Carriage

Carriage

Wednesday, February 1, 2012

Today's missive from the spirit world

To make a long story short, last year a dying musician sat for a bunch of interviews with me, telling me his (fascinating) story for an article I proposed to write. For reasons of my own - tangential to the slygrogging, although at this point the slygrogging may be central to each of my shortcomings - I didn't follow through. He died.

I went to his memorial service this fall. The most moving tribute was from his oldest friend, who shared with the mourners the song he sang to the musician on his deathbed. Playing the autoharp, the friend sang I song I hadn't heard in maybe 25 years or more,  Randy Van Warmer's late-70s dreck rock classic "Just When I Needed You Most" (here lip-synched with strange dancing).


His rendition, so pure, so loving, broke all our hearts and, given that this was a guy I intended to speak to, but hadn't and in my laziness maybe never would, filled me with guilt.

Skip ahead a few days, I'm eating breakfast in my local diner, when "Just When I Needed You Most" suddenly comes. Now not only am I guilty, I'm convinced the musician is communicating from the grave. Not only that, everyone I tell about the coincidence agrees, because they know I believe and it gives them pleasure to see me not only as tormented on Earth, but in all possible modes of being.

Skip ahead to today, to the supermarket where I'm shopping after a long drive. Next to the canned tomatoes, the daily guilt over still not having done anything about the story burbles to the surface and I think of the musician and of the song. At that very second, the song begins.

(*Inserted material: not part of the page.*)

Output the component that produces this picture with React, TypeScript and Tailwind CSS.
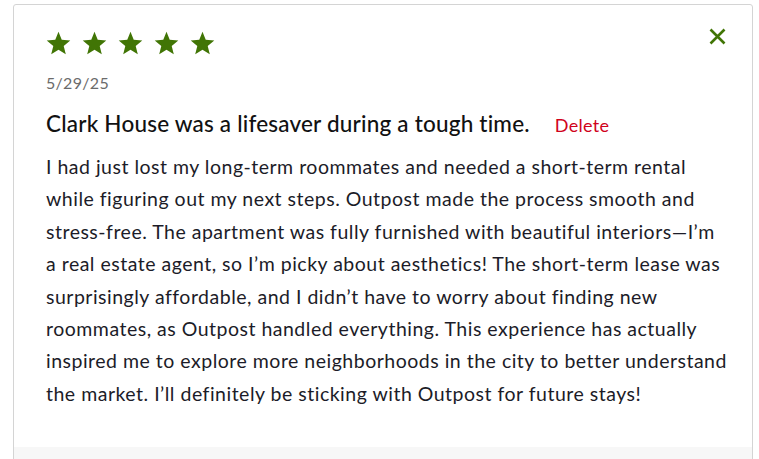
import React from "react";

const Star = () => (
  <svg width="25" height="24" viewBox="0 0 24 23" className="block">
    <path d="M12 0.8l3.1 7.6 8.2 0.6-6.3 5.3 2 8-7-4.4-7 4.4 2-8L0.7 9l8.2-0.6z" fill="#417505" />
  </svg>
);

export default function App() {
  const lines = [
    "I had just lost my long-term roommates and needed a short-term rental",
    "while figuring out my next steps. Outpost made the process smooth and",
    "stress-free. The apartment was fully furnished with beautiful interiors\u2014I\u2019m",
    "a real estate agent, so I\u2019m picky about aesthetics! The short-term lease was",
    "surprisingly affordable, and I didn\u2019t have to worry about finding new",
    "roommates, as Outpost handled everything. This experience has actually",
    "inspired me to explore more neighborhoods in the city to better understand",
    "the market. I\u2019ll definitely be sticking with Outpost for future stays!",
  ];
  return (
    <div className="w-[759px] h-[459px] overflow-hidden bg-white pl-[13px] pr-[6px] pt-[4px]" style={{ fontFamily: "Lato, 'Open Sans', sans-serif" }}>
      <div className="h-[470px] border border-[#d4d4d4] rounded-[3px] flex flex-col">
        <div className="relative px-[32px] pt-[26px] h-[442px]">
          <button className="absolute right-[26px] top-[23px] p-0">
            <svg width="17" height="17" viewBox="0 0 17 17">
              <path d="M1.5 1.5L15.5 15.5M15.5 1.5L1.5 15.5" stroke="#417505" strokeWidth="2.6" strokeLinecap="butt" />
            </svg>
          </button>
          <div className="flex gap-[11px]">
            <Star /><Star /><Star /><Star /><Star />
          </div>
          <div className="mt-[18px] text-[16px] leading-[20px] tracking-[0.3px] text-[#6b6b6b]">5/29/25</div>
          <div className="mt-[18px] flex items-baseline">
            <span className="text-[22.5px] leading-[26px] tracking-[0.2px] font-medium text-[#111]">Clark House was a lifesaver during a tough time.</span>
            <span className="ml-[25px] text-[18px] tracking-[0.3px] text-[#d0021b]">Delete</span>
          </div>
          <p className="mt-[12px] whitespace-nowrap text-[19.5px] leading-[32.4px] tracking-[0.5px] text-[#1c1c28]">
            {lines.map((l, i) => (
              <React.Fragment key={i}>
                {l}
                {i < lines.length - 1 && <br />}
              </React.Fragment>
            ))}
          </p>
        </div>
        <div className="flex-1 bg-[#f7f7f7]" />
      </div>
    </div>
  );
}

Let me say this succinctly and without hemming, hawing, or qualification - I believe that a dead person is sending me messages from the Great Beyond. Understand that in saying this I am asserting as true several propositions that many will find dubious, among them - that there is a Great Beyond,
that the dead can breach the border and communicate with the living, that a dead person is either angry with me for abusing his trust while he lived or through my laziness I am tormenting the soul of someone recently departed. I believe all of this to be somehow true, not just possible. Why I didn't instantly fall  to the linoleum of the Big Y in Pittsfield, MA, shamed by my uselessness and awed by the majesty and mystery of the universe that had been revealed to me, I can not tell you. I should have been rolling on the ground and speaking in tongues, but instead I kept going, wondering where they kept the fresh-baked onion rolls.

In the past, I would have tried to come up with an answer. Now, I leave it at this - I don't have an answer.